--- Start of Data excerpt ---
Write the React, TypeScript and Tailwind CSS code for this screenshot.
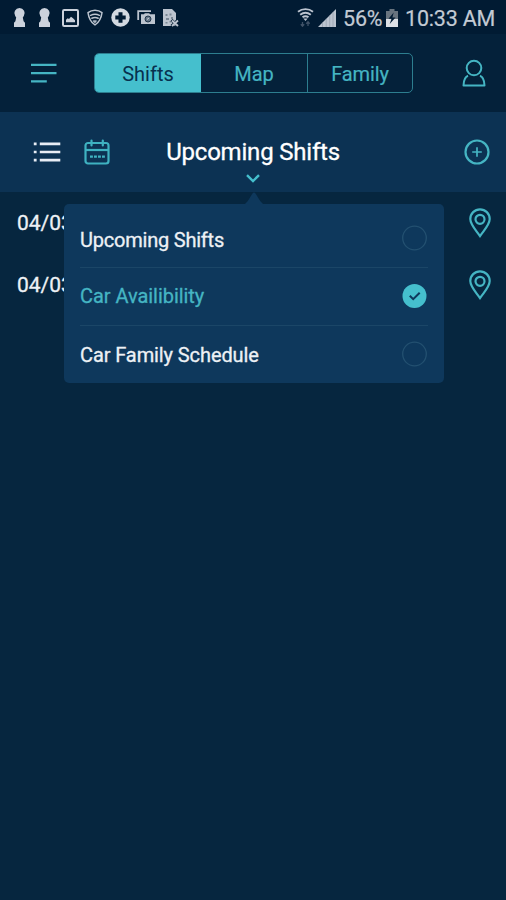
import React from 'react';

const font = 'font-[Roboto,"Noto_Sans",sans-serif]';

const KeyholeIcon = () => (
  <svg width="13" height="19" viewBox="0 0 13 19" fill="#ccd2dc">
    <path d="M6.500 0a5.200 5.200 0 0 1 4.300 8.100L9.800 9.500l.8 3.800 1.400 1.500V19H1v-4.200l1.400-1.500.8-3.800-1-1.400A5.200 5.200 0 0 1 6.500 0z" />
  </svg>
);

const PictureIcon = () => (
  <svg width="17" height="18" viewBox="0 0 17 18" fill="none">
    <rect x="1" y="1" width="15" height="16" rx="1.200" stroke="#ccd2dc" strokeWidth="2" />
    <path d="M4 13.300v-2.500l1.700-1.500L7 10l2-2.300 2 1.500 2 2.100v2z" fill="#ccd2dc" />
  </svg>
);

const WifiShieldIcon = () => (
  <svg width="16" height="17" viewBox="0 0 16 17" fill="none" stroke="#bcc4cf" strokeLinecap="round" strokeLinejoin="round">
    <path d="M1 3.600C5 .4 11 .4 15 3.600 14.300 9 12 13.300 8 16 4 13.300 1.700 9 1 3.600z" strokeWidth="1.500" />
    <path d="M3.600 6.300c3-1.500 5.800-1.500 8.800 0M4.800 9.300c2.200-1 4.200-1 6.400 0" strokeWidth="1.500" />
    <path d="M6.500 11.800h3L8 13.800z" fill="#bcc4cf" strokeWidth=".8" />
  </svg>
);

const PlusBadgeIcon = () => (
  <svg width="19" height="19" viewBox="0 0 19 19">
    <circle cx="9.500" cy="9.500" r="9.200" fill="#d3d9e1" />
    <path d="M9.500 4.300v10.400M4.300 9.500h10.400" stroke="#011b33" strokeWidth="4" />
  </svg>
);

const CameraStackIcon = () => (
  <svg width="18" height="15" viewBox="0 0 18 15" fill="none">
    <path d="M1.200 10V1.200H14" stroke="#bcc4cf" strokeWidth="1.800" />
    <path d="M4 4.300h3l.8-1h4.400l.8 1H18V14H4z" fill="#bcc4cf" />
    <circle cx="11" cy="9" r="3" fill="#67788a" stroke="#22384d" />
    <path d="M10 9.500l2-1.500" stroke="#ccd2dc" />
  </svg>
);

const FileIcon = () => (
  <svg width="17" height="18" viewBox="0 0 17 18">
    <path d="M1 0h9l4 4v13H1z" fill="#bcc4cf" />
    <path d="M3.500 5h2v2h-2zM7.500 4.500h2v2h-2zM4 9h3v2H4zM9 8h2v2H9zM3.500 13h2v1.500h-2zM7.500 12h2v1.500h-2z" fill="#7a8795" />
    <path d="M9.500 11l6.500 6M16 11l-6.500 6" stroke="#011b33" strokeWidth="3" />
    <path d="M10 11.500l6 5.500M16 11.500L10 17" stroke="#bcc4cf" strokeWidth="1.900" />
  </svg>
);

const WifiIcon = () => (
  <svg width="17" height="19" viewBox="0 0 17 19" fill="none">
    <path d="M1 3.800C5.400.2 11.600.2 16 3.800M3.200 6.800c3.200-2.600 7.400-2.600 10.600 0M5.500 9.300c1.900-1.400 4.100-1.400 6 0" stroke="#bcc4cf" strokeWidth="1.900" />
    <path d="M6.300 10.500h4.400L8.500 13z" fill="#bcc4cf" />
    <path d="M5.500 14v4M3.800 16.300l1.700 1.900 1.700-1.900M11 18v-4M9.300 15.700L11 13.800l1.700 1.900" stroke="#405267" strokeWidth="1.300" />
  </svg>
);

const SignalIcon = () => (
  <svg width="18" height="18" viewBox="0 0 18 18">
    <path d="M0 18L18 0v18z" fill="#bcc4cf" />
    <path d="M4.500 13.500V18M8.200 9.800V18M11.700 6.300V18M15 3v15" stroke="#8d99a6" strokeWidth=".6" />
  </svg>
);

const BatteryIcon = () => (
  <svg width="12" height="18" viewBox="0 0 12 18">
    <path d="M3.500 0h5v2H12v16H0V2h3.500z" fill="#68747f" />
    <path d="M0 10h12v8H0z" fill="#dde1e6" />
    <path d="M7.700 3.500L2.500 9.700h3L3.700 15l5.800-6.500H6.400z" fill="#011b33" />
  </svg>
);

const MenuIcon = () => (
  <svg width="27" height="20" viewBox="0 0 27 20" stroke="#45b5c3" strokeWidth="2.200">
    <path d="M0 1.800h25.500M0 10.100h25.500M0 18.300h15.800" />
  </svg>
);

const UserIcon = () => (
  <svg width="24" height="29" viewBox="0 0 24 29" fill="none" stroke="#45b5c3" strokeWidth="2" strokeLinejoin="round">
    <circle cx="12" cy="9" r="7.300" />
    <path d="M6 16.800c-3.300 1.300-4.300 3.800-4.500 9.700h21c-.2-5.900-1.200-8.400-4.500-9.700" />
  </svg>
);

const ListIcon = () => (
  <svg width="28" height="22" viewBox="0 0 28 22" stroke="#e8edf5" strokeWidth="2.700">
    <path d="M.800 2.800h2.800M.800 11h2.800M.800 19.200h2.800M6.800 2.800h20.500M6.800 11h20.500M6.800 19.200h20.500" />
  </svg>
);

const CalendarIcon = () => (
  <svg width="26" height="26" viewBox="0 0 26 26" fill="none" stroke="#3fb2c1" strokeWidth="2.200">
    <rect x="1.500" y="4" width="23" height="20.500" rx="2.500" />
    <path d="M2 11h22.500" />
    <path d="M7.500 1.500v5M18.800 1.500v5" strokeLinecap="round" />
    <path d="M6 17.700h15" strokeDasharray="2.900 1.100" />
  </svg>
);

const ChevronIcon = () => (
  <svg width="14" height="9" viewBox="0 0 14 9" fill="none" stroke="#45bfcd" strokeWidth="2.400">
    <path d="M1 1.200L7 7l6-5.800" />
  </svg>
);

const AddIcon = () => (
  <svg width="26" height="26" viewBox="0 0 26 26" fill="none" stroke="#45b5c3">
    <circle cx="13" cy="13" r="11.500" strokeWidth="2.200" />
    <path d="M13 8.200v9.600M8.200 13h9.600" strokeWidth="1.700" />
  </svg>
);

const PinIcon = () => (
  <svg width="22" height="30" viewBox="0 0 22 30" fill="none" stroke="#45b5c3" strokeWidth="2.200">
    <path d="M11 28C6 21 1.300 16.500 1.300 11a9.700 9.700 0 0 1 19.400 0c0 5.500-4.700 10-9.700 17z" />
    <circle cx="11" cy="11.300" r="4.500" />
  </svg>
);

const Radio = ({ checked }: { checked: boolean }) => (
  <svg width="26" height="26" viewBox="0 0 26 26" fill="none">
    {checked ? (
      <>
        <circle cx="12.500" cy="13" r="12" fill="#45bfcd" />
        <path d="M7.800 12.700l3.400 3.500 6.500-6.500" stroke="#0e385c" strokeWidth="2" />
      </>
    ) : (
      <circle cx="12.500" cy="13" r="11.800" stroke="#235070" strokeWidth="1.300" />
    )}
  </svg>
);

const options = [
  { label: 'Upcoming Shifts', checked: false, row: 'h-[63px] pt-1', text: 'pt-1 tracking-[-0.22px]' },
  { label: 'Car Availibility', checked: true, row: 'h-[58px] border-t border-[#1b4667] pb-0.5', text: 'tracking-[-0.05px]' },
  { label: 'Car Family Schedule', checked: false, row: 'h-[58px] border-t border-[#1b4667] pb-0.5', text: 'pt-[3px] tracking-[-0.1px]' },
];

const shifts = ['04/03', '04/03'];

const App: React.FC = () => {
  return (
    <div className={`relative h-[900px] w-[506px] overflow-hidden bg-[#06263f] ${font}`}>
      {/* Status bar */}
      <div className="flex h-[34px] items-center bg-[#011b33] pl-[13px] pr-[11px] pt-px text-[21.500px] text-[#c3cad3] [-webkit-text-stroke:0.2px]">
        <div className="flex items-center">
          <KeyholeIcon />
          <span className="ml-3"><KeyholeIcon /></span>
          <span className="ml-[11px]"><PictureIcon /></span>
          <span className="ml-2"><WifiShieldIcon /></span>
          <span className="ml-2"><PlusBadgeIcon /></span>
          <span className="ml-[7px]"><CameraStackIcon /></span>
          <span className="ml-[7px]"><FileIcon /></span>
        </div>
        <div className="ml-auto flex items-center whitespace-nowrap">
          <WifiIcon />
          <span className="ml-1"><SignalIcon /></span>
          <span className="ml-[7px] w-[39px] pt-[3px] tracking-[-0.2px]">56%</span>
          <span className="ml-1"><BatteryIcon /></span>
          <span className="ml-[7px] w-[90px] pt-[3px] tracking-[-0.2px]">10:33 AM</span>
        </div>
      </div>

      {/* Header */}
      <header className="flex h-[78px] items-center bg-[#04213a] pl-[31px] pr-5">
        <MenuIcon />
        <div className="ml-9 flex h-10 w-[319px] overflow-hidden rounded-[5px] border border-[#2d7e8f] text-[20px] text-[#45b5c3]">
          <button className="w-[106px] bg-[#45bfcd] pt-0.5 text-[#07304f]">Shifts</button>
          <button className="w-[106px] pt-0.5 [-webkit-text-stroke:0.2px]">Map</button>
          <button className="flex-1 border-l border-[#2d7e8f] pt-0.5 tracking-[-0.1px] [-webkit-text-stroke:0.2px]">Family</button>
        </div>
        <button className="ml-auto"><UserIcon /></button>
      </header>

      {/* Toolbar */}
      <div className="flex h-20 items-center bg-[#0c3253] pl-[33px] pr-4">
        <ListIcon />
        <span className="ml-[23px]"><CalendarIcon /></span>
        <div className="ml-14 flex w-[174px] flex-col items-center whitespace-nowrap pt-4">
          <h1 className="text-[24px] leading-7 tracking-[-0.2px] text-white [-webkit-text-stroke:0.3px]">Upcoming Shifts</h1>
          <span className="mt-2"><ChevronIcon /></span>
        </div>
        <span className="ml-auto"><AddIcon /></span>
      </div>

      {/* Shift rows */}
      {shifts.map((date, index) => (
        <div key={index} className="flex h-[62px] items-center justify-between pl-[17px] pr-[15px] text-[21px] text-[#edf1f5] [-webkit-text-stroke:0.3px]">
          <span className="pt-0.5">{date}</span>
          <PinIcon />
        </div>
      ))}

      {/* View picker */}
      <div className="absolute left-[64px] top-[192px] w-[380px]">
        <svg className="ml-[181px] block" width="18" height="12" viewBox="0 0 18 12">
          <path d="M0 12C3 9.500 5.500 4.500 7.500 1.500Q9-.5 10.500 1.500C12.500 4.500 15 9.500 18 12z" fill="#0e385c" />
        </svg>
        <div className="h-[179px] rounded-[5px] bg-[#0e385c] px-4 text-[20px] text-[#edf1f5] [-webkit-text-stroke:0.3px]">
          {options.map((option) => (
            <div key={option.label} className={`flex items-center justify-between ${option.row}`}>
              <span className={`${option.text} ${option.checked ? 'text-[#45b5c3]' : ''}`}>
                {option.label}
              </span>
              <Radio checked={option.checked} />
            </div>
          ))}
        </div>
      </div>
    </div>
  );
};

export default App;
--- End of Data excerpt ---
Directions for this task -
Indicate how many lines of the material contain the string "React", giving the number and nothing more.

Result -
3